One piece of advice from Dr. Click's slides that is most relevant is
"Know what you test" (title of p. 32).  These shootout benchmark
programs are not intended to discover some particular fact, and remove
all other variables, _unless_ your goal is to discover how well this
particular program performs on the task at hand.  For example, the
knucleotide benchmark programs do not measure only the performance of
the hash table implementation (because there is at least some work in
doing other things, like reading in a file that is hundreds of
megabytes long), but that is certainly the most significant portion of
the program's run time.

In general, when comparing Java and Clojure run times, or any two
languages implemented on the Java Virtual Machine in this collection
of benchmarks, realize that the following run times are _included_ in
the times that you see reported:

    JVM initialization time
    loading classes from compiled class files
    time spent reading the input data file (if any) and writing output
    any time spent doing JIT compilation
    any time spent performing garbage collection

The following times are _not_ included in the times you see reported:

    Compiling source files to class files

All of the Clojure programs are ahead of time (or AOT) compiled, and
compiled class files are saved on disk, before the measurement clock
is started.

Is this fair?  In the sense that the same kinds of processing time are
included in measurements of both Java and Clojure, it is fair.  Is it
what _you_ personally want to measure?  That depends upon what you
want to measure.  You are welcome to measure other things about these
programs if you wish, and report the times you get.

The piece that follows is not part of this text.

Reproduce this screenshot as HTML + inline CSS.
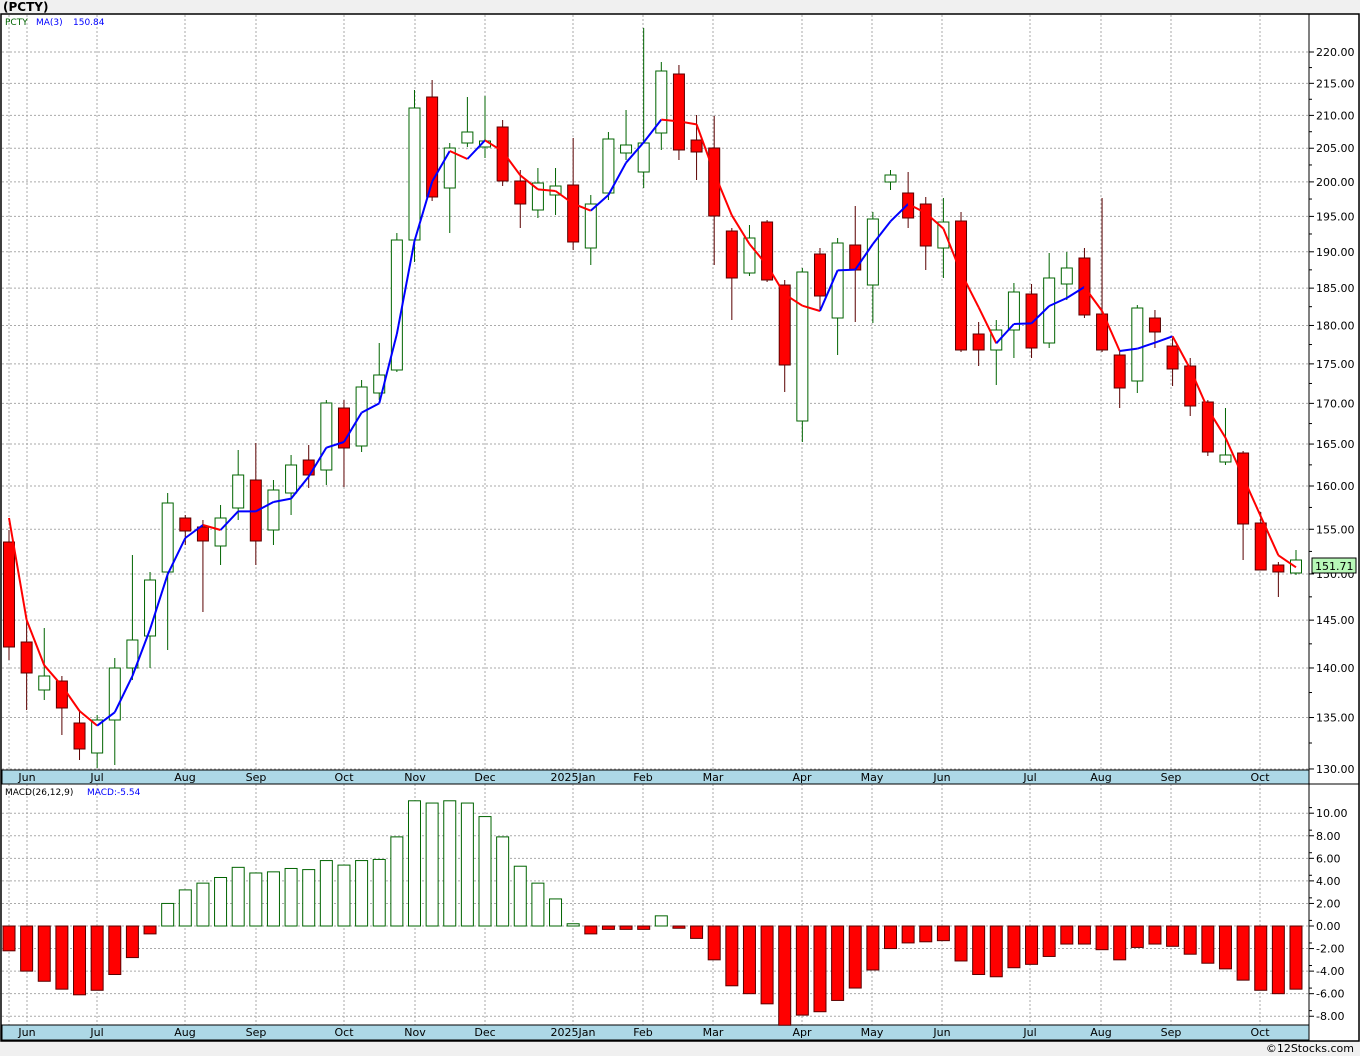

Because the goal here is to measure the entire run time of these
programs, "warming up the JVM" via JIT compilation is all included.
There is no reason (with this goal) to first run the JVM until it is
warmed up, and then run "the real test".  Warmup is part of the real
test.

In all of these programs, there should be little or no dead code to be
eliminated.  All results calculated are printed out in some form.
Sometimes only a small summary of the the calculated results are
actually printed, but it is always intended to be a summary such that
there are no known compilers that are "smart" enough to figure out
that they could reduce the processing required in order to print the
desird results.  Could a human do that?  In some cases, it is pretty
easy for a human to change the program to produce the same output in a
similar way.  For example, in the knucleotide benchmark the program
must print out the number of occurrences of the substring "GGT" in a
large input string.  However, the instructions for the benchmark
require that first a table is made that maps _all_ length 3 substrings
of the input string to a count of the number of occurrences, then
extract out the entry for "GGT" and print its count.  Obviously a
person can change the program to reduce the time and space required if
the goal is only to calculate counts for the substring "GGT", but it
is breaking the rules of the benchmark to do so.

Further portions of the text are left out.